Claim(p) by Maya Goldblum
I have been cordially invited by 2Modern to do a weekly guest blog which I’m extremely excited about. As I was reviewing the posts in this blog trying to find what my niche might be, I was blown away by the the depth and diversity of the blog. I find Design Crack similar in nature to this blog. That is, I let the topics be as diverse as whatever strikes me that day. For 2Modern, I’ve decided to focus purely on a very small subset: designs from recently graduated designers from English and Dutch design schools. The work that’s happening in places like the Design Academy Eindhoven or Central St. Martins is phenomenal. The teachers in these colleges tend to teach students to solve simple problems with humor and wit. They create objects that people never realized they needed until it was created rather than re-skinning an old idea, as you will soon see.
So, on to the first post!: The Claim(p) by Maya Goldblum. Maya is a recent graduate of the Central Saint Martin’s College of Art and Design. The device is essentially a cup holder with an adjustable clamp integrated into the cup holder. The concept for the Claim(p) is to combine “claim” and “clamp” mashing the two concepts up into one idea: Claim(p). Thus, the name. What Ms. Goldblum is alluding to is that this clamp with a cup holder can claim public space for whatever function you needed by simply wrapping the device around a light pole and claiming that public space as your impromptu coffee spot for the time being. For instance, one could set up a few of these claim(p)s at a sidewalk light pole and have an instant bar for socializing.

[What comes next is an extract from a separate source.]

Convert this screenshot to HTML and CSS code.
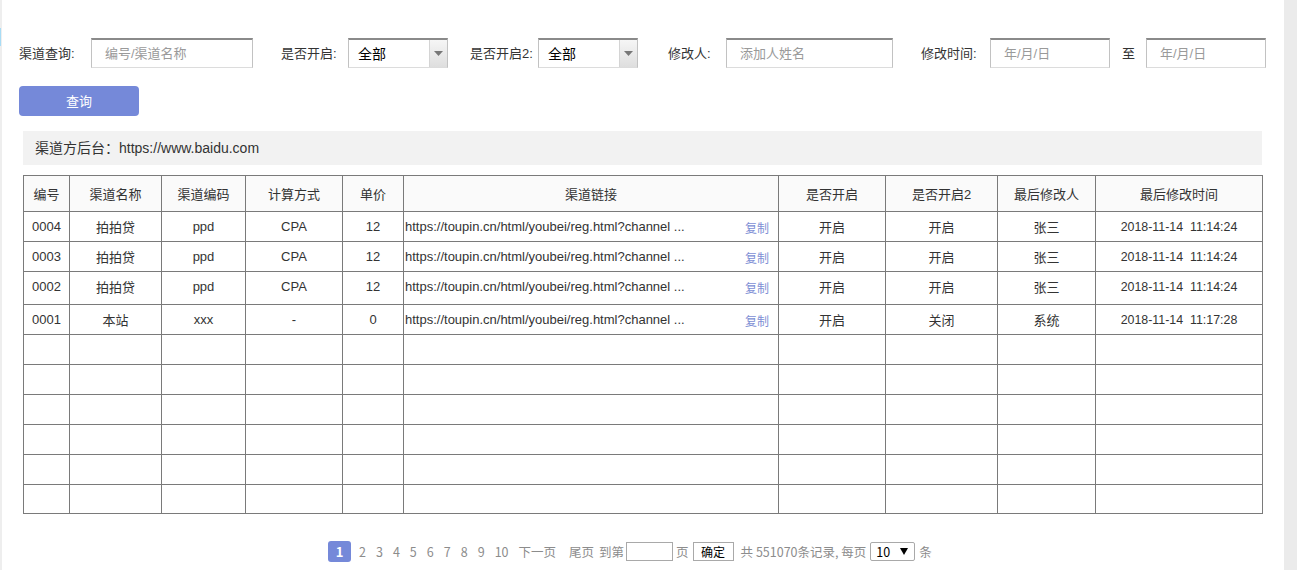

In the future, I cold see Ms. Goldblum expanding her idea further to include a small table for writing or eating that could claim a piece of public space for the people that like to further their public street experience. I’m drawn to the idea of the claim(p) because it seems so efficient in its ability to make something out of nearly nothing. Imagine if dozens of these devices are set up on sign posts outside of a popular cafe. It would extend the social space and business area of the cafe by quite a lot while being an advertisement for the business. However, I don’t see this concept working too well in suburbia where you might just get cars passing you where the driver is thinking, ” Why is that guy standing next to a pole drinking coffee?”